> **TASK PROMPT**
Repeat the material below word for word and leave out all pictures.
━━ GIVEN INFORMATION
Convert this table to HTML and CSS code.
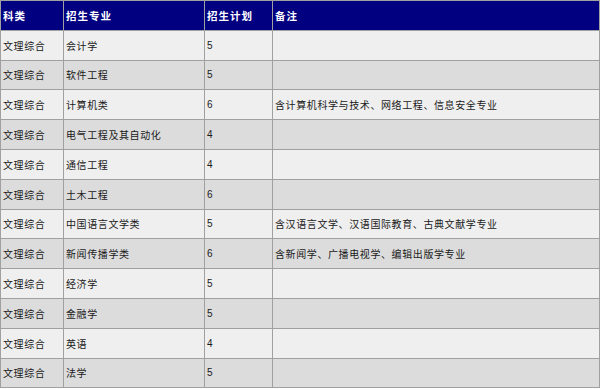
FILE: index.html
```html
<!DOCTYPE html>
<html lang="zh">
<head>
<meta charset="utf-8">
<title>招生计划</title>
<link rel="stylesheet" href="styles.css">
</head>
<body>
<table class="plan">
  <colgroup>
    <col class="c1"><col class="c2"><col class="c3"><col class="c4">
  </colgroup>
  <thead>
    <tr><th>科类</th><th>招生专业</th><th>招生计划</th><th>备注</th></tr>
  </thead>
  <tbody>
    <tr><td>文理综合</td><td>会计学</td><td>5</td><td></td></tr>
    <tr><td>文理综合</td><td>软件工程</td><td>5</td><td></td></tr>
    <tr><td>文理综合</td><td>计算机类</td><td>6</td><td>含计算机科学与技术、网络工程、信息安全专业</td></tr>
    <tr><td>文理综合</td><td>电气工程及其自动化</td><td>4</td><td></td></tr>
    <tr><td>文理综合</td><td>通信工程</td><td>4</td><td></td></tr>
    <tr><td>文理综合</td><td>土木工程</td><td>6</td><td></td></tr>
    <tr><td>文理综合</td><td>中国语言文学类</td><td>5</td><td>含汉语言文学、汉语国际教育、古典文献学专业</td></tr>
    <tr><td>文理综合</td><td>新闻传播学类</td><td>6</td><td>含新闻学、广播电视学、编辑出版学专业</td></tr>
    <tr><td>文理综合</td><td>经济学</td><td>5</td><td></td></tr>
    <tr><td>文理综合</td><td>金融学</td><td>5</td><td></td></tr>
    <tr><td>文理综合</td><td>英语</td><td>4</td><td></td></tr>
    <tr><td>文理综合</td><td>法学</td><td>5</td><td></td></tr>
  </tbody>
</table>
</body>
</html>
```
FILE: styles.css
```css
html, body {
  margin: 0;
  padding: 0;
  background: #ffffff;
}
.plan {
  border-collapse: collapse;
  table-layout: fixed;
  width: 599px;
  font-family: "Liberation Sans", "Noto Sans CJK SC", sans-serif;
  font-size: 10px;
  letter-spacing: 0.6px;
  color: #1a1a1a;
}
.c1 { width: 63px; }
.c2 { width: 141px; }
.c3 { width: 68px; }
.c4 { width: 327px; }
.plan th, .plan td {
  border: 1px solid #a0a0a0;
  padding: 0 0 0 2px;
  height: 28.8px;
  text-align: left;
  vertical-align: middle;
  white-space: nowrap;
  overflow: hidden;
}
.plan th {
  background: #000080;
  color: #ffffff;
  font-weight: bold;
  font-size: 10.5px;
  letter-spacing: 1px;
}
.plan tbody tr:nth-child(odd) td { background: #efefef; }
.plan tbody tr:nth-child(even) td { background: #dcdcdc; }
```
━━━━
> **RESULT FOR THIS TASK**
Convert this table to HTML and CSS code.
FILE: index.html
```html
<!DOCTYPE html>
<html lang="zh">
<head>
<meta charset="utf-8">
<title>招生计划</title>
<link rel="stylesheet" href="styles.css">
</head>
<body>
<table class="plan">
  <colgroup>
    <col class="c1"><col class="c2"><col class="c3"><col class="c4">
  </colgroup>
  <thead>
    <tr><th>科类</th><th>招生专业</th><th>招生计划</th><th>备注</th></tr>
  </thead>
  <tbody>
    <tr><td>文理综合</td><td>会计学</td><td>5</td><td></td></tr>
    <tr><td>文理综合</td><td>软件工程</td><td>5</td><td></td></tr>
    <tr><td>文理综合</td><td>计算机类</td><td>6</td><td>含计算机科学与技术、网络工程、信息安全专业</td></tr>
    <tr><td>文理综合</td><td>电气工程及其自动化</td><td>4</td><td></td></tr>
    <tr><td>文理综合</td><td>通信工程</td><td>4</td><td></td></tr>
    <tr><td>文理综合</td><td>土木工程</td><td>6</td><td></td></tr>
    <tr><td>文理综合</td><td>中国语言文学类</td><td>5</td><td>含汉语言文学、汉语国际教育、古典文献学专业</td></tr>
    <tr><td>文理综合</td><td>新闻传播学类</td><td>6</td><td>含新闻学、广播电视学、编辑出版学专业</td></tr>
    <tr><td>文理综合</td><td>经济学</td><td>5</td><td></td></tr>
    <tr><td>文理综合</td><td>金融学</td><td>5</td><td></td></tr>
    <tr><td>文理综合</td><td>英语</td><td>4</td><td></td></tr>
    <tr><td>文理综合</td><td>法学</td><td>5</td><td></td></tr>
  </tbody>
</table>
</body>
</html>
```
FILE: styles.css
```css
html, body {
  margin: 0;
  padding: 0;
  background: #ffffff;
}
.plan {
  border-collapse: collapse;
  table-layout: fixed;
  width: 599px;
  font-family: "Liberation Sans", "Noto Sans CJK SC", sans-serif;
  font-size: 10px;
  letter-spacing: 0.6px;
  color: #1a1a1a;
}
.c1 { width: 63px; }
.c2 { width: 141px; }
.c3 { width: 68px; }
.c4 { width: 327px; }
.plan th, .plan td {
  border: 1px solid #a0a0a0;
  padding: 0 0 0 2px;
  height: 28.8px;
  text-align: left;
  vertical-align: middle;
  white-space: nowrap;
  overflow: hidden;
}
.plan th {
  background: #000080;
  color: #ffffff;
  font-weight: bold;
  font-size: 10.5px;
  letter-spacing: 1px;
}
.plan tbody tr:nth-child(odd) td { background: #efefef; }
.plan tbody tr:nth-child(even) td { background: #dcdcdc; }
```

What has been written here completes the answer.